The code is incremental, which means that the transform will record the start timestamp before it queried for the new emails, to filter the query of the next run of the transform.

from datetime import datetime
import json
import logging
import mimetypes
import shutil
import uuid

import msal
import pyspark.sql.functions as F
import pyspark.sql.types as T
import requests
import pytz
from transforms.api import Output, configure, incremental, transform
from transforms.external.systems import Credential, EgressPolicy, use_external_systems


@incremental(semantic_version=1)
@configure(profile=["KUBERNETES_NO_EXECUTORS"])
@use_external_systems(
    egress_login=EgressPolicy("ri.resource-policy-manager.global.network-egress-policy.x"),
    egress_graph=EgressPolicy("ri.resource-policy-manager.global.network-egress-policy. x"),
    creds=Credential("ri.credential..credential.x")
)
@transform(
    output_emails=Output("/path/df_emails_incremental"),
    output_attachment=Output("/path/files_attachments_incremental"),
    output_list_attachment=Output("/path/df_attachments_incremental")
)
def compute(ctx, egress_login, egress_graph, output_emails, output_attachment, output_list_attachment, creds):
    # Your Azure credentials -  Azure Service Principal
    client_id = creds.get("client_id")
    client_secret = creds.get("client_secret")
    tenant_id = "<YOUR_TENANT_ID>"

    # Configuration
    AUTHORITY = f"https://login.microsoftonline.com/{tenant_id}"
    SCOPE = ["https://graph.microsoft.com/.default"]
    SHARED_MAILBOX = "<YOUR_SHARED_INBOX_EMAIL>"

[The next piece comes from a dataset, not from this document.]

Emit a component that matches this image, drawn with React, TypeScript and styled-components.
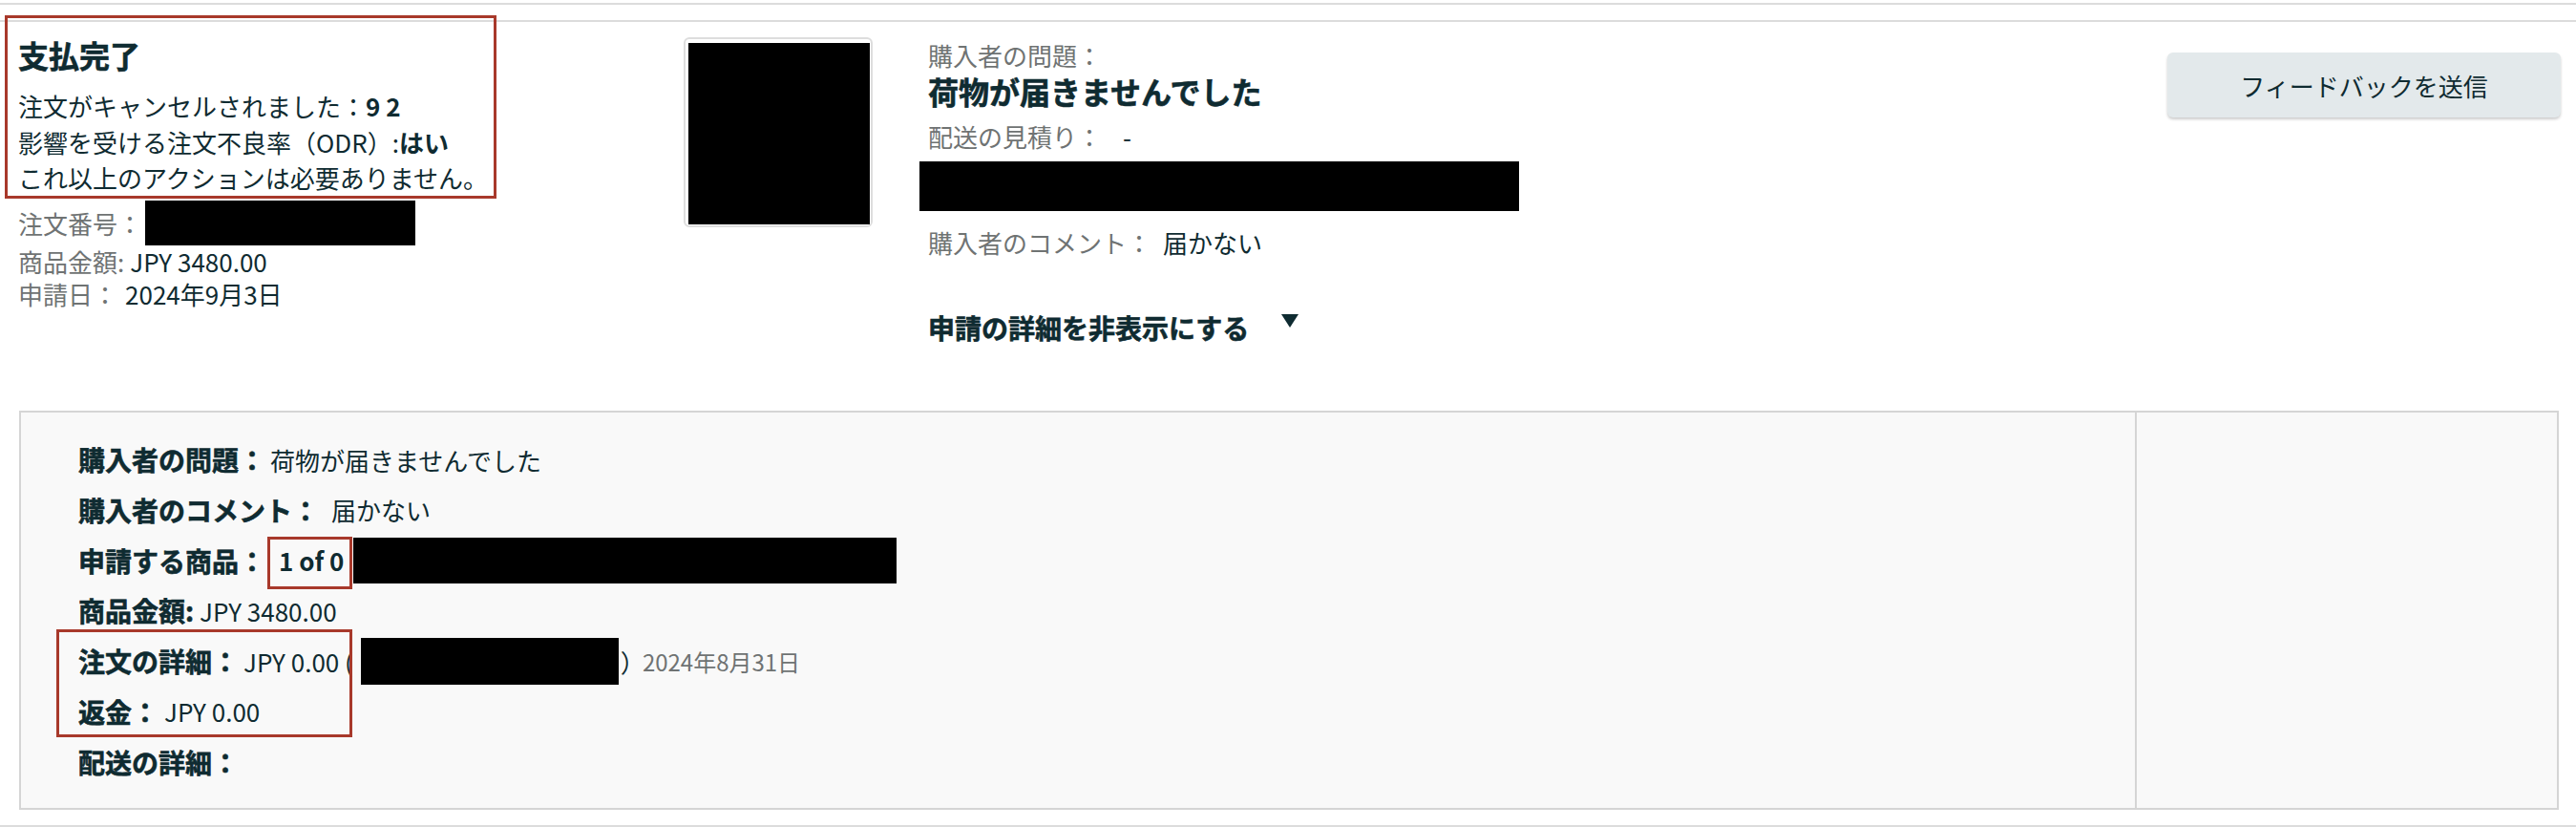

    # Incremental variables
    # Prepend with "_" to consider it a hidden file and not show it in the dataset preview.
    state_filename = "_state.json"

    # Initialize the MSAL ConfidentialClientApplication
    app = msal.ConfidentialClientApplication(client_id=client_id, client_credential=client_secret, authority=AUTHORITY)

    def get_current_timestamp():
        # Get the current time in UTC
        current_time = datetime.now(pytz.utc)
        # Convert it to ISO 8601 format, remove microseconds, and add 'Z'
        iso_format_time = current_time.replace(microsecond=0).isoformat()
        return iso_format_time

    def get_token(app):
        result = app.acquire_token_for_client(scopes=SCOPE)
        if "access_token" in result:
            access_token = result["access_token"]
            logging.info("Access token acquired.")
            return access_token
        else:
            logging.info(f'Error acquiring token: {result.get("error")}, {result.get("error_description")}')
            raise Exception("Failed to fetch the main token")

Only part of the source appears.